= Neil deMause =

American journalist

Neil deMause (born November 19, 1965, in Manhattan, New York) is a Brooklyn-based freelance journalist who writes for books, magazines, and newspapers on mainly New York City's social policy issues. He has been a writer for Baseball Prospectus since 2003, contributing occasional articles about stadium building and baseball finance. He is co-author with Joanna Cagan on the 1999 book Field of Schemes: How the Great Stadium Swindle Turns Public Money into Private Profit. His book was re-issued in 2008 and was published by University of Nebraska Press/ Bison Books. The book also has its own website.

==Career==
He is a writer and editor for The Village Voice and contributes to other print and on-line publications as well as for Fairness and Accuracy in Reporting, Extra!, Slate, Baseball Prospectus, and CNNMoney.com. He previously worked for Metro New York as an op-ed columnist for two years and spent six years as a question writer for the popular board game Trivial Pursuit. He is the author of several award-winning works of interactive fiction, among them Frenetic Five and Lost New York.

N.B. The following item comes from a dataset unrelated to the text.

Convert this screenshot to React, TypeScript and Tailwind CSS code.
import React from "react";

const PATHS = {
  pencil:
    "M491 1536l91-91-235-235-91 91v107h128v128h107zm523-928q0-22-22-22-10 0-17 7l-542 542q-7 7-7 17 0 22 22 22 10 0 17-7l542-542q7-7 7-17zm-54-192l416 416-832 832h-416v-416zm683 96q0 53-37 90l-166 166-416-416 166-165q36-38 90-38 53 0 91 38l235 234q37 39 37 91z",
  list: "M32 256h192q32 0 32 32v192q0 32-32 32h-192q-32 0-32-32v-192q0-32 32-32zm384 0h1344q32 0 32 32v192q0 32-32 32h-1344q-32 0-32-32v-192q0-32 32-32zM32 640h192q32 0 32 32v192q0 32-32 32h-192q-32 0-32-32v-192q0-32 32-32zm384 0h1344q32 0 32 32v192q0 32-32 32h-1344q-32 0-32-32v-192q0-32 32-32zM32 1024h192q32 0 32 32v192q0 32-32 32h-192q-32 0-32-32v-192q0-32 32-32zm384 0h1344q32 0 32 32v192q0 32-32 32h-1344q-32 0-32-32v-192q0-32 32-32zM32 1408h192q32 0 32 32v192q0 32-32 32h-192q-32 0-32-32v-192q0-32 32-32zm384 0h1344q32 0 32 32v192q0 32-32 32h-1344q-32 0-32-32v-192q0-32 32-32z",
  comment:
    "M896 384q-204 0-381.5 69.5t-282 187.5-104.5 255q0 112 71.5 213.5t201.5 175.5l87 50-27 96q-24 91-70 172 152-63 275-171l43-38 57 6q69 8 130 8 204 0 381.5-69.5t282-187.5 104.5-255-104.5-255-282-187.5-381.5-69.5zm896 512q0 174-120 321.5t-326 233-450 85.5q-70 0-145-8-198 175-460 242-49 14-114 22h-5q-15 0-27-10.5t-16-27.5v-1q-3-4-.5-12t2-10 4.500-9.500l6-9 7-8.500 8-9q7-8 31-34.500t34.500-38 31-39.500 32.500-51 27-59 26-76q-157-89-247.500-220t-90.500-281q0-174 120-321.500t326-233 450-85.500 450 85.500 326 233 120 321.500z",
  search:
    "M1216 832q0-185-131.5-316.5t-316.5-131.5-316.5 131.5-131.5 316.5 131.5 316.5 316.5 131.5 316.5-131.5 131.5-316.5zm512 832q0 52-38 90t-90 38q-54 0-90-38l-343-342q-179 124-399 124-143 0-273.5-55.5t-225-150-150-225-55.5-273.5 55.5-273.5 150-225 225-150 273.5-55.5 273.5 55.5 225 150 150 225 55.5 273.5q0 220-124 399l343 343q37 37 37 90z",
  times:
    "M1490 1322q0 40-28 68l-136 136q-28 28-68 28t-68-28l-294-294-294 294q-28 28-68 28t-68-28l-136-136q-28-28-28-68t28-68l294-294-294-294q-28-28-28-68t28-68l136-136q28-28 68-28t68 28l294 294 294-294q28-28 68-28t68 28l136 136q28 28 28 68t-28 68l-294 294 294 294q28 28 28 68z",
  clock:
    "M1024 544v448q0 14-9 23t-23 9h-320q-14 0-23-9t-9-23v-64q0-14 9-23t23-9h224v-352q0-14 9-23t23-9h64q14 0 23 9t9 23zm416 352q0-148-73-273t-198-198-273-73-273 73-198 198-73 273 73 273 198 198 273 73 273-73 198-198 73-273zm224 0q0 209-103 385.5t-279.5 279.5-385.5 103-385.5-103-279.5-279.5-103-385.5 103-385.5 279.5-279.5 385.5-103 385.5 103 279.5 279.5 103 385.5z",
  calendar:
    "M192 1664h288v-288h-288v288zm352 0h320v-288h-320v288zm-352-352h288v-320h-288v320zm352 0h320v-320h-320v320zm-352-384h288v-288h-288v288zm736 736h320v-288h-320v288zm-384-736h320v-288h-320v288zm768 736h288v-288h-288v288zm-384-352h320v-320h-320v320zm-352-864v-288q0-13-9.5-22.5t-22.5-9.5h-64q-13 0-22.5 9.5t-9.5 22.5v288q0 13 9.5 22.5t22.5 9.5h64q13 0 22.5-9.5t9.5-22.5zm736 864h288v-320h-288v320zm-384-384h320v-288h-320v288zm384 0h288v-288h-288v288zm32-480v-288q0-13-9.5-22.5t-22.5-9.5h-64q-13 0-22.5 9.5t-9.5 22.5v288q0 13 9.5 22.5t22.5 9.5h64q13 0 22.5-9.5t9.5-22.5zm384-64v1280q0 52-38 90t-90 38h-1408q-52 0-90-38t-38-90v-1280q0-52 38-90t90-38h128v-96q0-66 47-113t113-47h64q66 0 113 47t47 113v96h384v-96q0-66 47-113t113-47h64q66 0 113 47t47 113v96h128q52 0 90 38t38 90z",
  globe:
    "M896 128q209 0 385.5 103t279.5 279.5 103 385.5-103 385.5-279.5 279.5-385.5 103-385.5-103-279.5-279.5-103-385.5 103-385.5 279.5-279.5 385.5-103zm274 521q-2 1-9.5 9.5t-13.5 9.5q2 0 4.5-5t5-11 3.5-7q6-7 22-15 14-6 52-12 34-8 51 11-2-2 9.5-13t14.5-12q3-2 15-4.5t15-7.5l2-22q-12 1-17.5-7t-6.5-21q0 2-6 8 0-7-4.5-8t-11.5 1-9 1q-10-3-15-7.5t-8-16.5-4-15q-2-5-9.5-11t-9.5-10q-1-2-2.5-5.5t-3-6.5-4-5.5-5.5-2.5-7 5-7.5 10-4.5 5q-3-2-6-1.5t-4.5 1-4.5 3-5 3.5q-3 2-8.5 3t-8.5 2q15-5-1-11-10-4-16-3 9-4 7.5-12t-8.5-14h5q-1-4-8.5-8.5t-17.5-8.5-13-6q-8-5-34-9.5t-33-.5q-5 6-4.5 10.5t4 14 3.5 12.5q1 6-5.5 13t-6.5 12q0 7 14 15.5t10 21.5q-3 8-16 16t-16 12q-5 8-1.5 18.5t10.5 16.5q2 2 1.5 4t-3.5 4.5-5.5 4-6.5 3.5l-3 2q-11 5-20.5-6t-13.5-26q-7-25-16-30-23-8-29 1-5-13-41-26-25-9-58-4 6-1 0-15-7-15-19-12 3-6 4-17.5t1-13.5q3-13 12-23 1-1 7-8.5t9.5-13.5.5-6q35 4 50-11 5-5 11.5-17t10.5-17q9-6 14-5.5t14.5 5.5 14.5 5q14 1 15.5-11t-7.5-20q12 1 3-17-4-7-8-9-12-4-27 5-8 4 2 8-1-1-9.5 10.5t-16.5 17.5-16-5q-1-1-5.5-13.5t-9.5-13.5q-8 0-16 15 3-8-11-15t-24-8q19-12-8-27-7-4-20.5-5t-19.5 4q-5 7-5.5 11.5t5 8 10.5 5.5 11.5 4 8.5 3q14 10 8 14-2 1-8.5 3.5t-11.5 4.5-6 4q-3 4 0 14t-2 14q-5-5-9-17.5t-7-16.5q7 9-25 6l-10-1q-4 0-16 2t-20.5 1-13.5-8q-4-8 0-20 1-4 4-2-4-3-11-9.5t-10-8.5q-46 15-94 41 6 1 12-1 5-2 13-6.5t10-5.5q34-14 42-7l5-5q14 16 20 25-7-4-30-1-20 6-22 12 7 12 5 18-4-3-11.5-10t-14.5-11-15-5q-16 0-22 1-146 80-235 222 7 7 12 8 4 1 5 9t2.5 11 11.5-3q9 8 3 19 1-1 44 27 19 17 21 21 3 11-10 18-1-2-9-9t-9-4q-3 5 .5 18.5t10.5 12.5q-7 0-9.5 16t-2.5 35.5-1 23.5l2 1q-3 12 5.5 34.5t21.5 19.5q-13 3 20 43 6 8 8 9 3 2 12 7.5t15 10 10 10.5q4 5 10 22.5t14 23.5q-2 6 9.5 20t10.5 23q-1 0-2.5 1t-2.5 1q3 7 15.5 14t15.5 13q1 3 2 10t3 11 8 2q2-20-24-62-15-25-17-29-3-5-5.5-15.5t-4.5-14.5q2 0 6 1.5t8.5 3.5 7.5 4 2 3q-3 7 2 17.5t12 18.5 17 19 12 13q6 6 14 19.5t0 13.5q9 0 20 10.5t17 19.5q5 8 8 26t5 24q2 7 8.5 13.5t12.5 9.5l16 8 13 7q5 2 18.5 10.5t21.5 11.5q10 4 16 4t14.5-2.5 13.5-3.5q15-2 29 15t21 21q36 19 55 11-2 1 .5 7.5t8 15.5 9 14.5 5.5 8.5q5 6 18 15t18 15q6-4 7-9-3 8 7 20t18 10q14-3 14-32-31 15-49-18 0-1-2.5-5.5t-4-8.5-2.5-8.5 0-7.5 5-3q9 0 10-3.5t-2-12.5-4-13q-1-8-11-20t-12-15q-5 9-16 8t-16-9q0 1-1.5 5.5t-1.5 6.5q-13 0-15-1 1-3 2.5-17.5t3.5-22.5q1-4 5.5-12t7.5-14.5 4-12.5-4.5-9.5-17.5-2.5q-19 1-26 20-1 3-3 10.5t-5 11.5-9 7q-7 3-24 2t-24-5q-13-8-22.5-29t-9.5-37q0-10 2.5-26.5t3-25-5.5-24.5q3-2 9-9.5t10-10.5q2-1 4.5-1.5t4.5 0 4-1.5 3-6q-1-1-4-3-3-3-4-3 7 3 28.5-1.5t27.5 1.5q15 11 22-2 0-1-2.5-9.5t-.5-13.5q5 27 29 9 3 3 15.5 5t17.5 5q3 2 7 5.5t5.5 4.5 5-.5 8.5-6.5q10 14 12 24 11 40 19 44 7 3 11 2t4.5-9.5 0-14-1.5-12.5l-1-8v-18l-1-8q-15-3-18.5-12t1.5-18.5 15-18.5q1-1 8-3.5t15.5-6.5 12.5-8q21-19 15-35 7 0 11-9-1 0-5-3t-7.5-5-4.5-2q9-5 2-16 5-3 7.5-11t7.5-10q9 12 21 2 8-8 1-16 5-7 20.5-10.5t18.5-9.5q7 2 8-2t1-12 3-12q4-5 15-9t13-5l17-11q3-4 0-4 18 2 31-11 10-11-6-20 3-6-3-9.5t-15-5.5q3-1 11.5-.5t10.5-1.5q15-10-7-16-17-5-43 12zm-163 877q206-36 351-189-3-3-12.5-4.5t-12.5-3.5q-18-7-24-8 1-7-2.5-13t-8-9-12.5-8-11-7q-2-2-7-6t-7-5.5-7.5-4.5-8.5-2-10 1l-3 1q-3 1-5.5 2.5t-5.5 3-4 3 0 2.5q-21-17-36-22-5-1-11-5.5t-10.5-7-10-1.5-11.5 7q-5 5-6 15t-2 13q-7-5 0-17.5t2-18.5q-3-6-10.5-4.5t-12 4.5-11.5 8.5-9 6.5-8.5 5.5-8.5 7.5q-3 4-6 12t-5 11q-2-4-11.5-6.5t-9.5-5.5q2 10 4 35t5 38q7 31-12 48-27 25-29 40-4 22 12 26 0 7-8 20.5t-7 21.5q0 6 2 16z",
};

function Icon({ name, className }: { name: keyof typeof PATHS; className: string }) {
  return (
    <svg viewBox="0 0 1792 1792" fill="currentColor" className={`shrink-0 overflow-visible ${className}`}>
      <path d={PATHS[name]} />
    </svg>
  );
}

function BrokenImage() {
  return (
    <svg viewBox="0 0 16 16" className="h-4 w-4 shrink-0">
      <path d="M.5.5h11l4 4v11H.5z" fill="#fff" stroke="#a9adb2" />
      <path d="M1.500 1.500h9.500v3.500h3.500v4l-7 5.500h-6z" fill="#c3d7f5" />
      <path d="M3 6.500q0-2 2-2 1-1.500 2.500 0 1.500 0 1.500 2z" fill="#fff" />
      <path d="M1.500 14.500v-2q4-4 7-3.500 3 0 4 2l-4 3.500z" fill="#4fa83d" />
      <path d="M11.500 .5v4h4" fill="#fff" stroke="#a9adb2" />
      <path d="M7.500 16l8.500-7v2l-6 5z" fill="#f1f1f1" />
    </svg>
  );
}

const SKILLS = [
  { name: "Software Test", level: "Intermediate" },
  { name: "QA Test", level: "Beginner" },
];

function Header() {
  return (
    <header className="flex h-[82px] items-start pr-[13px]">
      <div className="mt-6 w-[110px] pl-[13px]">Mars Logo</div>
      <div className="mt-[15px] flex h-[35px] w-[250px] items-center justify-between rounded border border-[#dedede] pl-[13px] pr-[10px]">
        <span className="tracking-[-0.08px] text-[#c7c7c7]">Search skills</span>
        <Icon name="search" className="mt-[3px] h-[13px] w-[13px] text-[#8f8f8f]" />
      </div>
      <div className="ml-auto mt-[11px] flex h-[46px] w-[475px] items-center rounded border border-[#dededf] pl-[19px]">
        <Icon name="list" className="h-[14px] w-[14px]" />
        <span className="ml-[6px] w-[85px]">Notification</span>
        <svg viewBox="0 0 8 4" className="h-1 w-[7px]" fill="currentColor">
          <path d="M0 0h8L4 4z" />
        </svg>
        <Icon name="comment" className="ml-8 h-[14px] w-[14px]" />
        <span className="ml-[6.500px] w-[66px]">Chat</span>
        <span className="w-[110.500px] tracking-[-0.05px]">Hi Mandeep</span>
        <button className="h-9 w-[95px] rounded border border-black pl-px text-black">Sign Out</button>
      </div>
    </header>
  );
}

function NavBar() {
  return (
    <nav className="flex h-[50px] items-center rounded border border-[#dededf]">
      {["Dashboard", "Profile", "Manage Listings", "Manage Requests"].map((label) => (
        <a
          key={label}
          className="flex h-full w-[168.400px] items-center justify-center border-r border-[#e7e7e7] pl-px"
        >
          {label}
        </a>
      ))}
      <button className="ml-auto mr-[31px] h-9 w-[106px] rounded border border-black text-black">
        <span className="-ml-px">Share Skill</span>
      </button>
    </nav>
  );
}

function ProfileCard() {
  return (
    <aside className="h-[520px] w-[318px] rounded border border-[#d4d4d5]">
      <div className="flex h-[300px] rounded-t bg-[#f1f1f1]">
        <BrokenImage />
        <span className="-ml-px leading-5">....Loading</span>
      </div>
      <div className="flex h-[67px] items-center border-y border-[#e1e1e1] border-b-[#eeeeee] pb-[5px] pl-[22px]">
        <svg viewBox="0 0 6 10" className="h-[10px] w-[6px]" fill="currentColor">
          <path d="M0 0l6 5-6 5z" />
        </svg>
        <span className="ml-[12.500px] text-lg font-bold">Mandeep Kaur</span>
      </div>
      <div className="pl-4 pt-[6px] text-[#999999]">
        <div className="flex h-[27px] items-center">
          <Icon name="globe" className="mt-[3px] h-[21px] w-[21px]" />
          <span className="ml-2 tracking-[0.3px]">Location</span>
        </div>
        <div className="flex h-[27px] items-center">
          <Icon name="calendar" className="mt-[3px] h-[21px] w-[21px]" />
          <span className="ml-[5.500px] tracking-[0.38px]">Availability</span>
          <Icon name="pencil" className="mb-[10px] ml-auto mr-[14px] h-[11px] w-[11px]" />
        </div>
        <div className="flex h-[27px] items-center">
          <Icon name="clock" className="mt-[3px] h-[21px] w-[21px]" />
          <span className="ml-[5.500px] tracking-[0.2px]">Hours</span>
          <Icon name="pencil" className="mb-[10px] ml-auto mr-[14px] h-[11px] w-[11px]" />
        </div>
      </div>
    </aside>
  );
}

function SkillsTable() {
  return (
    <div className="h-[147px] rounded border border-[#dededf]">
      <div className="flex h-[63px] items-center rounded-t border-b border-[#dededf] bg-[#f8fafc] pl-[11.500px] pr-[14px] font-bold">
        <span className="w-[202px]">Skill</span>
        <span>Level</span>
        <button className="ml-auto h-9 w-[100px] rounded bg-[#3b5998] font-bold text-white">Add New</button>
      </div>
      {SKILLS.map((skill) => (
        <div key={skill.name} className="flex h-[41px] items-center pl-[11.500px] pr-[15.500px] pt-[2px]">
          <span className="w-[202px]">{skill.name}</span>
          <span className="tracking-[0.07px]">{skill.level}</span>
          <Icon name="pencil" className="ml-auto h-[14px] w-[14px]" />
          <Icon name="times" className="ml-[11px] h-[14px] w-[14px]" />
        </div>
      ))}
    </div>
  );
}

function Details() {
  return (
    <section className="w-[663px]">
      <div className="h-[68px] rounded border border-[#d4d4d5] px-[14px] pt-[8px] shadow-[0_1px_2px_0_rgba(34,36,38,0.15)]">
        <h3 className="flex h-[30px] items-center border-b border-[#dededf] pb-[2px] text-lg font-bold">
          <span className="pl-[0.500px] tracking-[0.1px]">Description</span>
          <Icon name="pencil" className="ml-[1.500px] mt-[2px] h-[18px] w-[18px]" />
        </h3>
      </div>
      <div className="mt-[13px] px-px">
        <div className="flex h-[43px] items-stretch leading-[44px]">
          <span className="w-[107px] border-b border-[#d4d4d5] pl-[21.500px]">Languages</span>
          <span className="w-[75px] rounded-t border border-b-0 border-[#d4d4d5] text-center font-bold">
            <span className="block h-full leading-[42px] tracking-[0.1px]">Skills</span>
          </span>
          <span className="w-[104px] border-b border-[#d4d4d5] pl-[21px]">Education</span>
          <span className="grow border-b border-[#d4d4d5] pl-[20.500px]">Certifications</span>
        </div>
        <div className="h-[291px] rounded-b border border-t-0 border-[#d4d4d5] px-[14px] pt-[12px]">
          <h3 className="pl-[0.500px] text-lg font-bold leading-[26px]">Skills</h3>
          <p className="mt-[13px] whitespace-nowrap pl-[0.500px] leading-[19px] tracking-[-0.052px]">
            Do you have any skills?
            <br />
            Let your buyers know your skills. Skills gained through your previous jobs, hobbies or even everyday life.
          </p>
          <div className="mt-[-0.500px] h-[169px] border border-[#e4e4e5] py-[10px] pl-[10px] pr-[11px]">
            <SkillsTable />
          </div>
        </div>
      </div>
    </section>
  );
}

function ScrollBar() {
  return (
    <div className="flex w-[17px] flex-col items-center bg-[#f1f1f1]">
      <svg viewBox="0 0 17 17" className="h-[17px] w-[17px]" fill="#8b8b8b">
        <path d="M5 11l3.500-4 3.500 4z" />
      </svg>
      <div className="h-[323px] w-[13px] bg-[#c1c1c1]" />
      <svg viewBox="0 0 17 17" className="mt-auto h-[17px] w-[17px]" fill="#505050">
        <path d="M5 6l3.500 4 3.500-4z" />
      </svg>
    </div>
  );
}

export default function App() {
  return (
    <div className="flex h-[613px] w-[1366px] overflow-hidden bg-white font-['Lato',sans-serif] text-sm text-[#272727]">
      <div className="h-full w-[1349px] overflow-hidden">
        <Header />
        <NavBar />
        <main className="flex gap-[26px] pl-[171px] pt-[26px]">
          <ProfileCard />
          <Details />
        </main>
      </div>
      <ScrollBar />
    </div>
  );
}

He has also taken part in politics. DeMause testified before Congress stating the politics and financing of sports stadiums. His testimonies have appeared on a number of TV and radio programs which include ESPN, Jesse Ventura's radio show, and Democracy Now!. Neil is frequently a guest speaker at the Columbia University Graduate School of Journalism's sports journalism courses.

He is the author of numerous works of interactive fiction, including Lost New York, which was nominated for an XYZZY Award in 1996.

==Awards==
His writings and investigations on the city and national welfare policy have earned him with a Project Censored award. Also, his work in this area appeared in the anthology "America's Mayor, America's President?".